“Temos de distinguir o tráfico do consumo, temos de proteger o consumidor, que é um doente, e distingui-lo do traficante. E temos de ter um combate mais incisivo contra o tráfico”, afirmou Nelson Carvalho.
O diretor da UCAD falava na comissão de Saúde da Assembleia da República, em Lisboa, a requerimento do PSD, a propósito da situação da Madeira em matéria de drogas em 2021, referida no relatório anual do Serviço de Intervenção nos Comportamentos Aditivos e nas Dependências (SICAD).

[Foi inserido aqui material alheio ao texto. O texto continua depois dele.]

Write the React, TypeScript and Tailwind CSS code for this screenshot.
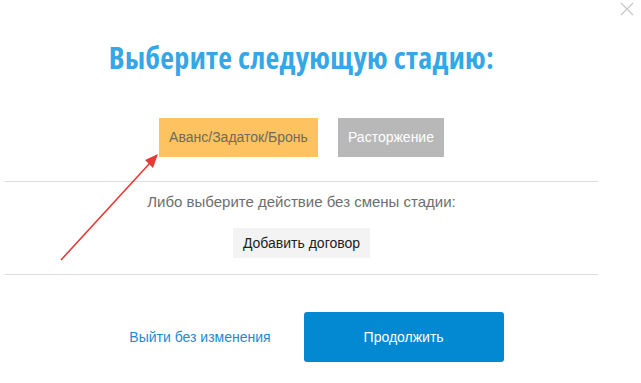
import React from "react";

export default function App() {
  return (
    <div className="relative w-[641px] h-[383px] bg-white overflow-hidden" style={{ fontFamily: "Arial, 'Liberation Sans', sans-serif" }}>
      <button className="absolute right-[6px] top-[1px] w-[16px] h-[16px] flex items-center justify-center">
        <svg width="14" height="14" viewBox="0 0 14 14">
          <path d="M1 1 L13 13 M13 1 L1 13" stroke="#c8c8c8" strokeWidth="1.3" />
        </svg>
      </button>
      <div className="ml-[5px] w-[593px] flex flex-col items-center">
        <h1
          className="mt-[37px] h-[41px] text-[30px] leading-[41px] font-bold tracking-[0.3px] text-[#35a6e7] whitespace-nowrap"
          style={{ fontFamily: "'Open Sans', sans-serif", fontStretch: "condensed" }}
        >
          Выберите следующую стадию:
        </h1>
        <div className="mt-[40px] flex gap-[20px]">
          <button className="w-[159px] h-[39px] bg-[#fcc360] text-[#6f6a5f] text-[14px]">Аванс/Задаток/Бронь</button>
          <button className="w-[106px] h-[39px] bg-[#b8b8b8] text-white text-[14px]">Расторжение</button>
        </div>
        <div className="mt-[24px] w-full h-px bg-[#dddddd]" />
        <p className="mt-[11px] text-[15px] leading-[17px] text-[#6e6e6e]">Либо выберите действие без смены стадии:</p>
        <button className="mt-[18px] w-[137px] h-[30px] bg-[#f3f3f3] text-[#222] text-[14px]">Добавить договор</button>
        <div className="mt-[16px] w-full h-px bg-[#dddddd]" />
        <div className="mt-[37px] flex items-center gap-[33px] ml-[30px]">
          <button className="text-[14px] text-[#1c8ad3]">Выйти без изменения</button>
          <button className="w-[200px] h-[50px] rounded-[3px] bg-[#0389d1] text-white text-[14px]">Продолжить</button>
        </div>
      </div>
      <svg className="absolute left-0 top-0 pointer-events-none" width="641" height="383">
        <line x1="61" y1="260" x2="150" y2="163" stroke="#e53a35" strokeWidth="1.6" />
        <polygon points="158,154 145,160 153,168" fill="#e53a35" />
      </svg>
    </div>
  );
}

Nelson Carvalho salientou que é necessário que a Assembleia da República altere a lei de combate à droga 15/93, apontando que a portaria “que estabelece as quantidades para distinguir o tráfico e o consumo não é alterada há 27 anos”.

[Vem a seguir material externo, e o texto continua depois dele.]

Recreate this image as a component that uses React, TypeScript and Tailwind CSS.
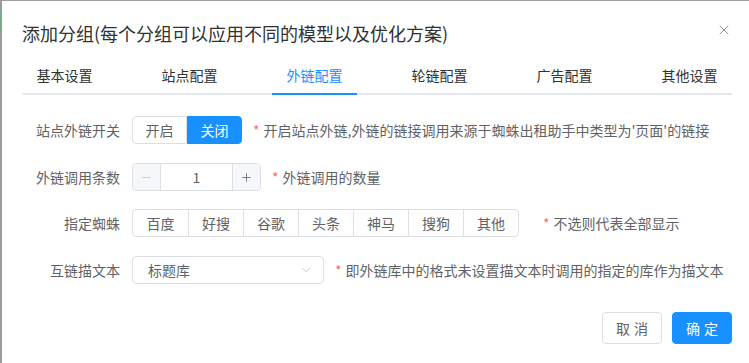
import React from 'react';
import { X, Minus, Plus, ChevronDown } from 'lucide-react';

const tabs = ['基本设置', '站点配置', '外链配置', '轮链配置', '广告配置', '其他设置'];
const spiders = ['百度', '好搜', '谷歌', '头条', '神马', '搜狗', '其他'];

const font = { fontFamily: '"Noto Sans CJK SC", "Noto Sans", sans-serif' };

const Note: React.FC<{ text: string; className?: string }> = ({ text, className }) => (
  <div className={`flex items-center text-[14px] text-[#606266] ${className ?? 'ml-[11px]'}`}>
    <span className="text-[#f56c6c] mr-[4px]">*</span>
    <span>{text}</span>
  </div>
);

const FormRow: React.FC<{ label: string; className?: string; children: React.ReactNode }> = ({ label, className, children }) => (
  <div className={`flex items-center h-[28px] ${className ?? ''}`}>
    <div className="w-[110px] shrink-0 pr-[12px] text-right text-[14px] text-[#606266]">{label}</div>
    {children}
  </div>
);

const App: React.FC = () => {
  const active = 2;

  return (
    <div className="w-[749px] h-[363px] overflow-hidden bg-[#9c9c9c] relative" style={font}>
      {/* bit of the page behind the dialog */}
      <div className="absolute left-0 top-[10px] w-[2px] h-[22px] bg-[#7fa88a]" />

      <div className="ml-[2px] mt-[1px] w-[750px] h-[400px] bg-white flex flex-col">
        {/* Header */}
        <div className="relative pt-[20px] px-[20px] pb-[10px]">
          <div className="text-[18px] leading-[24px] text-[#303133]">
            添加分组(每个分组可以应用不同的模型以及优化方案)
          </div>
          <button className="absolute right-[20px] top-[21px] text-[#909399]">
            <X size={16} strokeWidth={1.5} />
          </button>
        </div>

        {/* Tabs */}
        <div className="px-[20px]">
          <div className="relative flex justify-between h-[40px] border-b-2 border-[#e4e7ed]">
            {tabs.map((t, i) => (
              <div
                key={t}
                className={`relative w-[85px] text-center text-[14px] leading-[40px] ${
                  i === active ? 'text-[#1890ff]' : 'text-[#303133]'
                }`}
              >
                {t}
                {i === active && <div className="absolute left-0 right-0 -bottom-[2px] h-[2px] bg-[#1890ff]" />}
              </div>
            ))}
          </div>
        </div>

        {/* Form */}
        <div className="px-[20px] pt-[21px]">
          <FormRow label="站点外链开关">
            <div className="flex h-[28px] text-[14px]">
              <div className="w-[55px] flex items-center justify-center border border-[#dcdfe6] rounded-l-[4px] text-[#606266]">开启</div>
              <div className="w-[55px] flex items-center justify-center bg-[#1890ff] border border-[#1890ff] rounded-r-[4px] text-white">关闭</div>
            </div>
            <Note text="开启站点外链,外链的链接调用来源于蜘蛛出租助手中类型为'页面'的链接" />
          </FormRow>

          <FormRow label="外链调用条数" className="mt-[19px]">
            <div className="flex h-[28px] w-[129px] border border-[#dcdfe6] rounded-[4px] overflow-hidden">
              <div className="w-[28px] flex items-center justify-center bg-[#f5f7fa] border-r border-[#dcdfe6] text-[#c0c4cc]">
                <Minus size={13} strokeWidth={1.5} />
              </div>
              <div className="flex-1 flex items-center justify-center text-[14px] text-[#606266]">1</div>
              <div className="w-[28px] flex items-center justify-center bg-[#f5f7fa] border-l border-[#dcdfe6] text-[#606266]">
                <Plus size={13} strokeWidth={1.5} />
              </div>
            </div>
            <Note text="外链调用的数量" />
          </FormRow>

          <FormRow label="指定蜘蛛" className="mt-[18px]">
            <div className="flex h-[28px] text-[14px] text-[#606266] border border-[#dcdfe6] rounded-[4px]">
              {spiders.map((s, i) => (
                <div
                  key={s}
                  className={`w-[55px] flex items-center justify-center ${i > 0 ? 'border-l border-[#dcdfe6]' : ''}`}
                >
                  {s}
                </div>
              ))}
            </div>
            <Note text="不选则代表全部显示" className="ml-[24px]" />
          </FormRow>

          <FormRow label="互链描文本" className="mt-[19px]">
            <div className="flex items-center justify-between h-[28px] w-[192px] border border-[#dcdfe6] rounded-[4px] pl-[15px] pr-[10px] text-[14px] text-[#606266]">
              <span>标题库</span>
              <ChevronDown size={14} strokeWidth={1.5} className="text-[#c0c4cc]" />
            </div>
            <Note text="即外链库中的格式未设置描文本时调用的指定的库作为描文本" />
          </FormRow>
        </div>

        {/* Footer */}
        <div className="flex justify-end gap-[10px] px-[20px] mt-[28px]">
          <button className="w-[60px] h-[32px] border border-[#dcdfe6] rounded-[4px] text-[14px] text-[#606266] tracking-[4px] pl-[4px] bg-white">
            取消
          </button>
          <button className="w-[60px] h-[32px] border border-[#1890ff] rounded-[4px] text-[14px] text-white tracking-[4px] pl-[4px] bg-[#1890ff]">
            确定
          </button>
        </div>
      </div>
    </div>
  );
};

export default App;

“Ou seja, se eu for apanhado com 0,1 grama de cocaína sou considerado consumidor, se eu for apanhado com 0,1 grama de mefedrona, que já está criminalizada, sou traficante. Isto não faz qualquer sentido”, defendeu.
O responsável frisou, por outro lado, que a instalação do Laboratório da Polícia Científica na Madeira “é fundamental”, recordando que existem “processos que esperam meses pelos resultados das substâncias”.
“A ida para a Madeira é muito boa porque em dias ou até horas vamos conseguir identificar as substâncias”, apontou.
“Com o laboratório, e se a Assembleia da República proceder à alteração da Lei 15/93, em que se distinga o tráfico do consumo, aí vai ser muito mais fácil para a polícia e para os tribunais combater o tráfico e proteger o consumidor”, reforçou Nelson Carvalho.
O diretor da UCAD referiu ainda que as amostras dos doentes que vão ao serviço de urgência do Hospital Dr. Nélio Mendonça, no Funchal, na sequência do consumo destas drogas, vão ser enviadas para a Polícia Judiciária.
Assim, será possível identificar as substâncias, desenvolver as estratégias terapêuticas adequadas, assim como encaminhar para o mecanismo de alerta rápido e consequentemente criminalizadas mais rapidamente, explicou.
Nelson Carvalho adiantou também que a Madeira está a trabalhar numa comunidade terapêutica com o objetivo de tratar os doentes.
De acordo com o responsável, a Casa de Saúde São João de Deus, no Funchal, registou 1.807 internamentos devido ao consumo de drogas, 60% dos quais compulsivos, e “atualmente pelo menos uma pessoa por dia vai ao serviço de urgência do Hospital Dr. Nélio Mendonça por causa destas substâncias psicoativas”.
Nos primeiros anos, acrescentou, “cinco dias bastavam para tratar estes doentes”, enquanto “hoje em dia já são precisos 20 dias” porque são “drogas altamente potentes e altamente aditivas”.
Nelson Carvalho referiu ainda que, em 2021, “três pessoas foram internadas mais de 15 vezes na Casa de Saúde de São João de Deus”.
Sobre o decreto legislativo regional que reforça a penalização das novas drogas psicoativas, o diretor da UCAD disse que ainda não tem dados sobre a eficácia da medida, uma vez que entrou em vigor em março, mas assegurou que “é uma forma dissuasora”.
Em 2012, por iniciativa da Assembleia Legislativa da Madeira, foi aprovada uma lei que previa coimas para a comercialização das designadas novas drogas, que não eram criminalizadas.
Entretanto, em 01 de fevereiro, o parlamento regional aprovou, por unanimidade, uma proposta da maioria PSD/CDS-PP para reforçar a penalização.
O documento prevê a duplicação das coimas na comercialização destas drogas, que passam a ser entre 1.500 e 7.400 euros para pessoas singulares e vão até 90.000 euros para pessoas coletivas, associadas a punições como o encerramento do estabelecimento e interdição de acesso a diversos apoios e direitos, como a benefícios fiscais, benefícios de crédito, participação em conferências, feiras e mercados nacionais e internacionais, e proibição de candidatura em contratos públicos.
Nelson Carvalho recordou que o problema das novas substâncias psicoativas tem afetado a Madeira desde 2010, referindo que são drogas “extremamente baratas” e de fácil acesso.
O diretor da UCAD considerou que a região “fez o que tinha a fazer do ponto de vista da autonomia” para mitigar o problema, mas ressalvou que as novas drogas “são a prova provada que sem um bom quadro legal é muito difícil”.